State and local government shouldn't be charging us taxes on a energy source we must have to live.

    Reply#1 - Fri May 20, 2011 8:45 AM EDT
    Paul Lucero

    Most taxes especially the income tax are immoral. In 1913 when it was passed the congress told the American people it would be withdrawn upon the ending of the 1st world war!

    • 1 vote
    #1.1 - Fri May 20, 2011 9:53 AM EDT
    Knuckledraggin' Angry White Male

    Some seniors are choosing a tank of gas over their prescriptions.

    HEY OBAMA! Why don't you tell Granny to go and buy a f-in hybrid also! Why don't you start laughing your condescending little laugh at the seniors in this country when they tell you this!

    Barack Obama on Gas Prices, in Indianapolis

    What You Need … Is A Hybrid Van

    I love the fact that the price on the pump is $3.55 and now I am paying over $4/gallon and jack squat is being done! Don't blame the oil companies when you wont let them drill for oil! You said it yourself that oil supplies are part of the problem, INCREASE THE OIL SUPPLY! It wont solve the whole problem but it will help create jobs and it will begin to put additional crude into the pipelines.

    Obama your a hypocritical @!$%#!

    • 1 vote
    #1.2 - Fri May 20, 2011 10:22 AM EDT
    Chuck1968

    It was the Republican Party that created America's income taxes.

    http://www.huffingtonpost.com/heather-cox-richardson/tax-republicans-_b_860795.html

    After the Southern Democrats seceded from the Union in 1861, Republicans dominated Congress. Immediately, they reinstated the old tariff duties Democrats had dropped, erecting tariff walls around the entire U.S. economy. But these tariffs could only stabilize the peacetime budget. The financial maw of the Civil War required an entirely new revenue system, and Republicans set out to create it.

    Their guiding principle was to spread the burden of taxation evenly throughout society. They believed that the survival of the nation would benefit all Americans, so everyone should support the government to the best of their ability, "not upon each man an equal amount," a leading Republican explained, "but a tax proportionate to his ability to pay."

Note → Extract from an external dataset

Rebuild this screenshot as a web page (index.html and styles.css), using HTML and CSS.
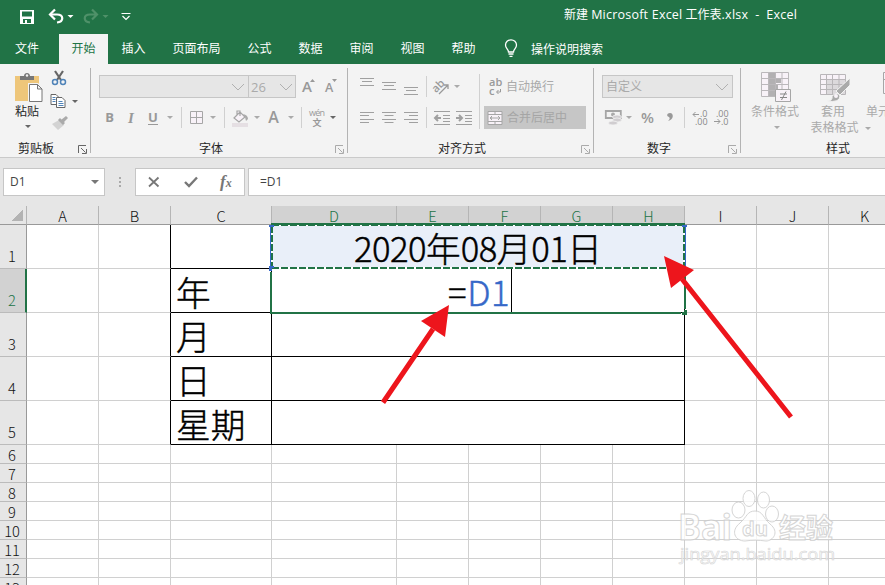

    First, they placed taxes on all manufactured goods. Together with the tariffs, these taxes on consumer goods -- essentially sales taxes -- would fall disproportionately on working-class Americans.

    To counteract this regressive tax, Republicans invented the national income tax. This was a wildly new idea in 1861, when most people tallied their income and expenses item to item, rather than thinking of their income as a yearly number.

    the oil companies have plenty to drill an the supply from the refineries has been cut by the oil companies buying up refineries to falsely shorten supply.

    The precious ceos of the five major oil companies who think of you as "the small people" are the ones deciding how much to charge beyond the price they pay (wall street "investors" have done the rest through speculation). They made record profits... They are to blame.

    But of course Republicans won't blame the capitalists for anything.

    • 2 votes
    #1.3 - Fri May 20, 2011 12:30 PM EDT
    tommymaybewrongmayberight

    At least not the crony captalist. But the way I look at it too much goverment regulation and over reach in the oil markets, along with the fact that we buy from a cartel means I won't be able to open Tommy's discount oil company anytime soon.